:: DATA LINES ::
--- begin ---
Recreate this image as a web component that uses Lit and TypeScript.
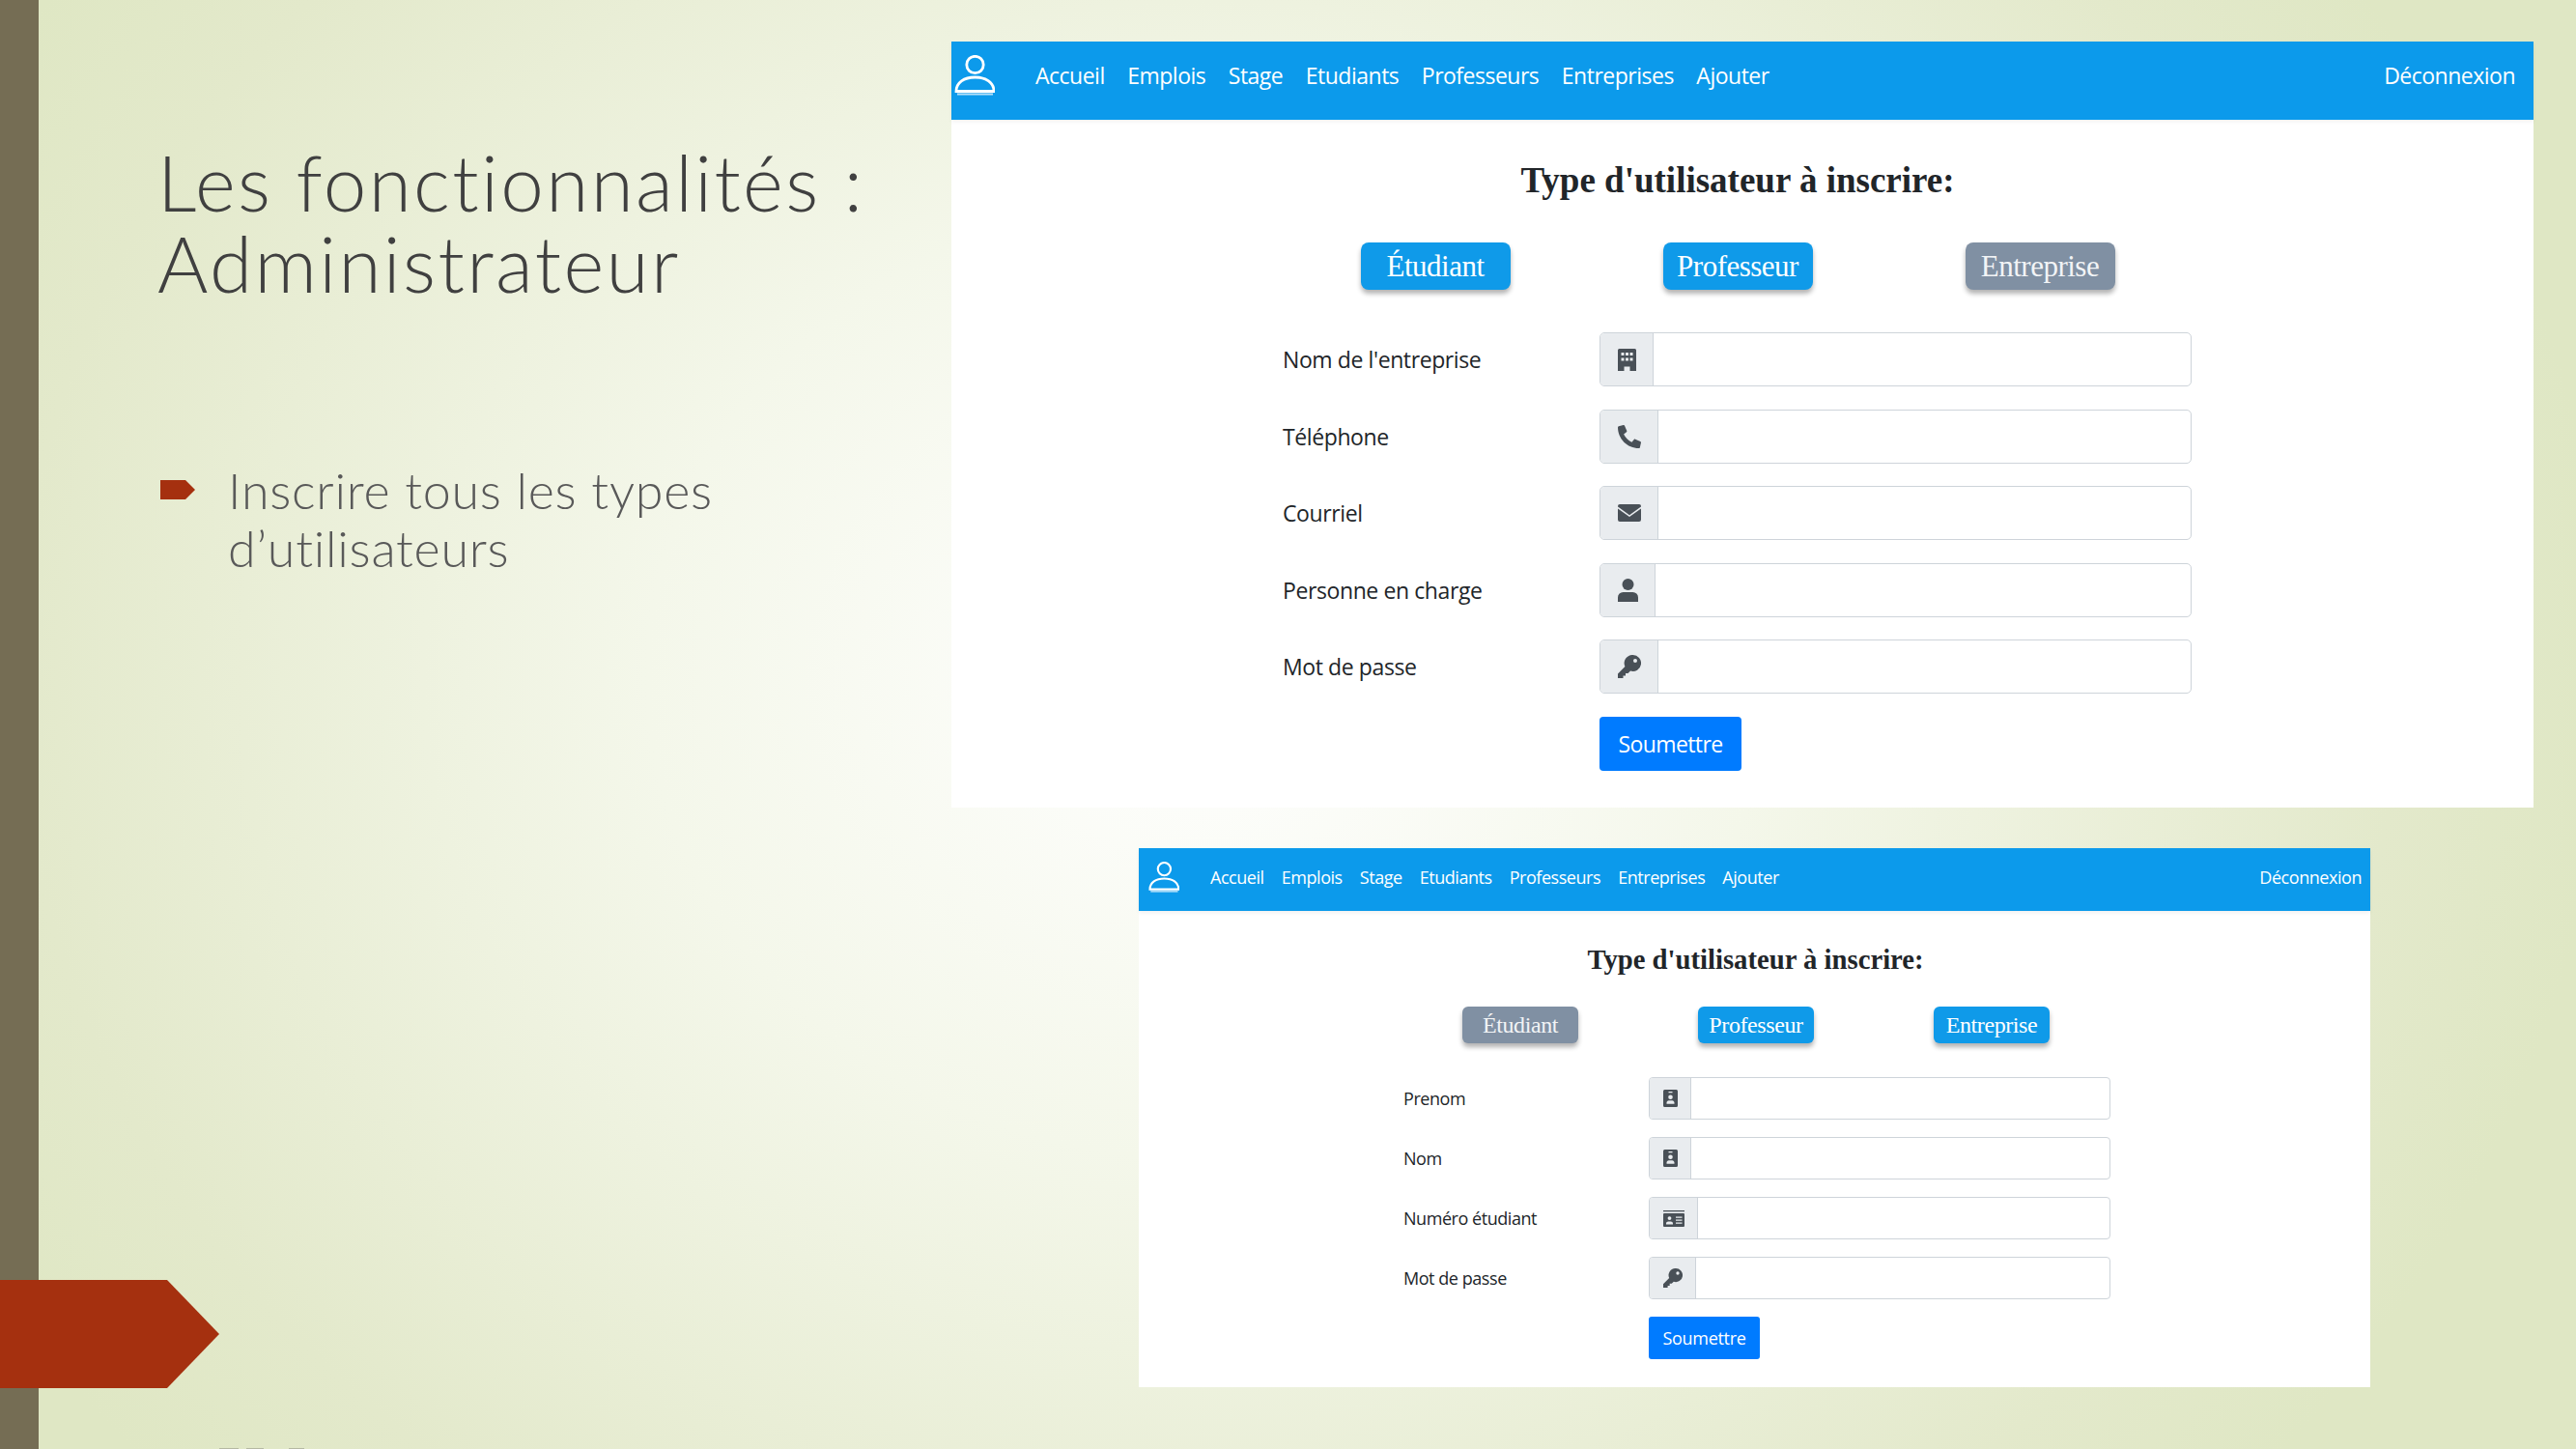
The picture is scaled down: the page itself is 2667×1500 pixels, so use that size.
import { LitElement, html, css, svg } from 'lit';
import { customElement, property } from 'lit/decorators.js';

const ICONS: Record<string, { box: string; body: unknown }> = {
  building: {
    box: '0 0 19 23',
    body: svg`<path fill-rule="evenodd" d="M1.5 0h16A1.5 1.5 0 0 1 19 1.5V23h-6.5v-4.5h-6V23H0V1.5A1.5 1.5 0 0 1 1.5 0zM3.5 4v3h3V4zm4.5 0v3h3V4zm4.5 0v3h3V4zM3.5 9.500v3h3v-3zm4.500 0v3h3v-3zm4.500 0v3h3v-3z"/>`,
  },
  phone: {
    box: '0 0 512 512',
    body: svg`<path transform="matrix(-1 0 0 1 512 0)" d="M493.400 24.600l-104-24c-11.300-2.600-22.900 3.300-27.500 13.900l-48 112c-4.200 9.800-1.400 21.300 6.900 28l60.600 49.600c-36 76.700-98.900 140.500-177.200 177.200l-49.600-60.600c-6.800-8.300-18.200-11.100-28-6.900l-112 48C3.900 366.500-2 378.100.6 389.400l24 104C27.100 504.200 36.700 512 48 512c256.100 0 464-207.500 464-464 0-11.200-7.700-20.900-18.600-23.400z"/>`,
  },
  envelope: {
    box: '0 0 24 18',
    body: svg`<path d="M2 0h20a2 2 0 0 1 2 2v.6l-12 8.600L0 2.600V2a2 2 0 0 1 2-2z"/><path d="M0 4.400l12 8.600 12-8.600V16a2 2 0 0 1-2 2H2a2 2 0 0 1-2-2z"/>`,
  },
  user: {
    box: '0 0 21 24',
    body: svg`<ellipse cx="10.500" cy="6" rx="6" ry="6"/><path d="M5.500 14h10a5.500 5.500 0 0 1 5.500 5.500V24H0v-4.500A5.500 5.500 0 0 1 5.500 14z"/>`,
  },
  key: {
    box: '0 0 24 24',
    body: svg`<path fill-rule="evenodd" d="M15.500 0A8.500 8.500 0 1 1 13 16.600L10.500 19H8v2.500H5.500V24H0v-4.500l7.400-7.400A8.500 8.500 0 0 1 15.500 0zm2.500 4a2 2 0 1 0 0 4 2 2 0 0 0 0-4z"/>`,
  },
  badge: {
    box: '0 0 15 18',
    body: svg`<path fill-rule="evenodd" d="M1.500 0h12A1.500 1.500 0 0 1 15 1.500v15a1.500 1.500 0 0 1-1.500 1.500h-12A1.500 1.500 0 0 1 0 16.500v-15A1.500 1.500 0 0 1 1.500 0zM5.500 2v1.200h4V2zM7.500 5.500a2.300 2.300 0 1 0 0 4.600 2.300 2.300 0 0 0 0-4.600zM3.500 14.800h8v-1.300c0-1.300-1-2.300-2.300-2.300H5.800c-1.300 0-2.300 1-2.300 2.300z"/>`,
  },
  card: {
    box: '0 0 22 17',
    body: svg`<path d="M0 0h22v1.300H0z"/><path fill-rule="evenodd" d="M1 3h20a1 1 0 0 1 1 1v12a1 1 0 0 1-1 1H1a1 1 0 0 1-1-1V4a1 1 0 0 1 1-1zM6.500 6.200a1.900 1.900 0 1 0 0 3.800 1.900 1.900 0 0 0 0-3.800zM3 14.500h7v-1c0-1.200-1-2-2.200-2H5.200c-1.200 0-2.200.8-2.200 2zM13 6.500v1.300h6.500V6.500zm0 3v1.300h6.500V9.500zm0 3v1.300h6.500v-1.300z"/>`,
  },
};

interface Field {
  label: string;
  icon: string;
}

@customElement('form-window')
class FormWindow extends LitElement {
  static styles = css`
    :host {
      display: block;
      position: absolute;
      background: #fff;
      color: #212529;
      font-family: 'Open Sans', 'Noto Sans', sans-serif;
    }

    nav {
      display: flex;
      align-items: center;
      box-sizing: border-box;
      background: #0c9aeb;
      color: #fff;
      box-shadow: 0 2px 4px rgba(0, 0, 0, 0.06);
    }

    .avatar {
      flex-shrink: 0;
      fill: none;
      stroke: #fff;
    }

    .links {
      display: flex;
      flex: 1;
    }

    .logout {
      white-space: nowrap;
    }

    h3 {
      margin: 0;
      text-align: center;
      font-family: 'Liberation Serif', serif;
      font-weight: 700;
      color: #212529;
    }

    .types {
      display: flex;
      justify-content: center;
    }

    .type {
      background: #0f9ae9;
      color: #fff;
      font-family: 'Liberation Serif', serif;
      text-align: center;
      box-sizing: border-box;
      box-shadow: 0 4px 5px rgba(0, 0, 0, 0.3);
    }

    .type.off {
      background: #8090a3;
      color: #f2f4f6;
    }

    form {
      display: flex;
      flex-direction: column;
    }

    .row {
      display: flex;
      align-items: center;
    }

    label {
      flex-shrink: 0;
      color: #212529;
    }

    .group {
      display: flex;
      flex: 1;
      box-sizing: border-box;
      border: 1.500px solid #ced4da;
      background: #fff;
    }

    .addon {
      display: flex;
      align-items: center;
      background: #e9ecef;
      border-right: 1.500px solid #ced4da;
      fill: #495057;
    }

    .addon svg {
      display: block;
    }

    .submit {
      align-self: flex-start;
      background: #007bff;
      color: #fff;
      display: flex;
      align-items: center;
      justify-content: center;
      box-sizing: border-box;
    }

    /* big capture, top right */
    :host(.big) {
      left: 985px;
      top: 43px;
      width: 1638px;
      height: 793px;
    }
    :host(.big) nav {
      height: 81px;
      padding: 0 19px 12px 3px;
      font-size: 23px;
      letter-spacing: -0.5px;
    }
    :host(.big) .avatar {
      width: 42px;
      height: 42px;
      margin-right: 42px;
    }
    :host(.big) .links {
      gap: 23.500px;
    }
    :host(.big) h3 {
      padding: 41px 10px 0 0;
      font-size: 37px;
      line-height: 44px;
    }
    :host(.big) .types {
      gap: 158px;
      margin: 42px 10px 44px 0;
    }
    :host(.big) .type {
      width: 155px;
      height: 49px;
      line-height: 49px;
      font-size: 31px;
      letter-spacing: -0.5px;
      border-radius: 8px;
    }
    :host(.big) form {
      width: 941px;
      margin-left: 343px;
      gap: 23.500px;
    }
    :host(.big) label {
      width: 328px;
      font-size: 23px;
      letter-spacing: -0.4px;
    }
    :host(.big) .group {
      height: 56px;
      border-radius: 5px;
    }
    :host(.big) .addon {
      padding: 0 17px 0 18px;
      border-radius: 4px 0 0 4px;
    }
    :host(.big) .submit {
      margin-left: 328px;
      width: 147px;
      height: 56px;
      font-size: 23px;
      letter-spacing: -0.6px;
      border-radius: 4px;
    }

    /* small capture, below it */
    :host(.small) {
      left: 1179px;
      top: 878px;
      width: 1275px;
      height: 558px;
    }
    :host(.small) nav {
      height: 65px;
      padding: 0 9px 6px 10px;
      font-size: 18px;
      letter-spacing: -0.45px;
    }
    :host(.small) .avatar {
      width: 32px;
      height: 32px;
      margin-right: 32px;
    }
    :host(.small) .links {
      gap: 18px;
    }
    :host(.small) h3 {
      padding: 33px 0 0 2px;
      font-size: 28.700px;
      line-height: 35px;
    }
    :host(.small) .types {
      gap: 124px;
      margin: 31px 0 35px 3px;
    }
    :host(.small) .type {
      width: 120px;
      height: 38px;
      line-height: 38px;
      font-size: 24px;
      letter-spacing: -0.4px;
      border-radius: 6px;
    }
    :host(.small) form {
      width: 732px;
      margin-left: 274px;
      gap: 18px;
    }
    :host(.small) label {
      width: 254px;
      font-size: 18px;
      letter-spacing: -0.45px;
    }
    :host(.small) .group {
      height: 44px;
      border-radius: 4px;
    }
    :host(.small) .addon {
      padding: 0 13px 0 14px;
      border-radius: 3px 0 0 3px;
    }
    :host(.small) .submit {
      margin-left: 254px;
      width: 115px;
      height: 44px;
      font-size: 18px;
      letter-spacing: -0.3px;
      border-radius: 3px;
    }
  `;

  @property({ type: String }) active = '';
  @property({ attribute: false }) fields: Field[] = [];
  @property({ type: Number }) keySize = 24;

  private icon(name: string) {
    const icon = ICONS[name];
    const [, , w, h] = icon.box.split(' ').map(Number);
    const square = name === 'phone' ? 24 : name === 'key' ? this.keySize : 0;
    return html`<svg viewBox=${icon.box} width=${square || w} height=${square || h}>${icon.body}</svg>`;
  }

  render() {
    return html`
      <nav>
        <svg class="avatar" viewBox="0 0 42 42">
          <circle cx="21.500" cy="10" r="8.700" stroke-width="2.800"></circle>
          <path d="M2 37.500c0-9 8-14.500 19.500-14.500S41 28.500 41 37.500z" stroke-width="2.800"></path>
          <path d="M3 40.500h37" stroke-width="2" opacity="0.7"></path>
        </svg>
        <div class="links">
          ${['Accueil', 'Emplois', 'Stage', 'Etudiants', 'Professeurs', 'Entreprises', 'Ajouter'].map(
            (l) => html`<span>${l}</span>`
          )}
        </div>
        <span class="logout">Déconnexion</span>
      </nav>
      <h3>Type d'utilisateur à inscrire:</h3>
      <div class="types">
        ${['Étudiant', 'Professeur', 'Entreprise'].map(
          (t) => html`<div class="type ${t === this.active ? 'off' : ''}">${t}</div>`
        )}
      </div>
      <form>
        ${this.fields.map(
          (f) => html`
            <div class="row">
              <label>${f.label}</label>
              <div class="group">
                <div class="addon">${this.icon(f.icon)}</div>
              </div>
            </div>
          `
        )}
        <div class="submit">Soumettre</div>
      </form>
    `;
  }
}

const COMPANY: Field[] = [
  { label: "Nom de l'entreprise", icon: 'building' },
  { label: 'Téléphone', icon: 'phone' },
  { label: 'Courriel', icon: 'envelope' },
  { label: 'Personne en charge', icon: 'user' },
  { label: 'Mot de passe', icon: 'key' },
];

const STUDENT: Field[] = [
  { label: 'Prenom', icon: 'badge' },
  { label: 'Nom', icon: 'badge' },
  { label: 'Numéro étudiant', icon: 'card' },
  { label: 'Mot de passe', icon: 'key' },
];

@customElement('app-root')
export class AppRoot extends LitElement {
  static styles = css`
    :host {
      display: block;
      position: relative;
      width: 2667px;
      height: 1500px;
      overflow: hidden;
      background: radial-gradient(ellipse 1450px 1250px at 1250px 700px, #fff 0%, #f4f7ea 40%, #e3e9cb 85%, #dfe7c4 100%);
      font-family: 'Lato', 'Open Sans', sans-serif;
    }

    .strip {
      position: absolute;
      left: 0;
      top: 0;
      bottom: 0;
      width: 40px;
      background: #756d54;
    }

    .arrow {
      position: absolute;
      left: 0;
      top: 1325px;
      width: 227px;
      height: 112px;
      background: #a5300f;
      clip-path: polygon(0 0, 173px 0, 100% 50%, 173px 100%, 0 100%);
    }

    /* tops of a footer line that the slide cuts off */
    .cut {
      position: absolute;
      left: 227px;
      bottom: 0;
      display: flex;
      height: 1px;
    }

    .cut span {
      background: #b5b9a2;
    }

    .copy {
      padding: 146px 0 0 163px;
      width: 800px;
    }

    h1 {
      margin: 0;
      font-size: 80px;
      line-height: 84px;
      font-weight: 300;
      letter-spacing: 2.400px;
      color: #404040;
    }

    ul {
      list-style: none;
      margin: 163px 0 0;
      padding: 0 0 0 3px;
    }

    li {
      display: flex;
      gap: 34px;
      font-size: 52px;
      line-height: 60px;
      font-weight: 300;
      letter-spacing: 0.750px;
      color: #595959;
    }

    .bullet {
      flex-shrink: 0;
      width: 36px;
      height: 20px;
      margin-top: 20px;
      background: #a5300f;
      clip-path: polygon(0 0, 26px 0, 100% 50%, 26px 100%, 0 100%);
    }
  `;

  render() {
    return html`
      <div class="strip"></div>
      <div class="arrow"></div>
      <div class="cut">
        <span style="width:20px"></span>
        <span style="width:18px;margin-left:8px"></span>
        <span style="width:16px;margin-left:26px"></span>
      </div>
      <div class="copy">
        <h1>Les fonctionnalités :<br />Administrateur</h1>
        <ul>
          <li><span class="bullet"></span><span>Inscrire tous les types<br />d’utilisateurs</span></li>
        </ul>
      </div>
      <form-window class="big" active="Entreprise" .fields=${COMPANY} .keySize=${24}></form-window>
      <form-window class="small" active="Étudiant" .fields=${STUDENT} .keySize=${20}></form-window>
    `;
  }
}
--- end ---
:: TASK OBJECTIVE ::
Which lines hold the string "this"? List them all.

:: RESPONSE TO THE TASK ::
Recreate this image as a web component that uses Lit and TypeScript.
    const square = name === 'phone' ? 24 : name === 'key' ? this.keySize : 0;
          (t) => html`<div class="type ${t === this.active ? 'off' : ''}">${t}</div>`
        ${this.fields.map(
                <div class="addon">${this.icon(f.icon)}</div>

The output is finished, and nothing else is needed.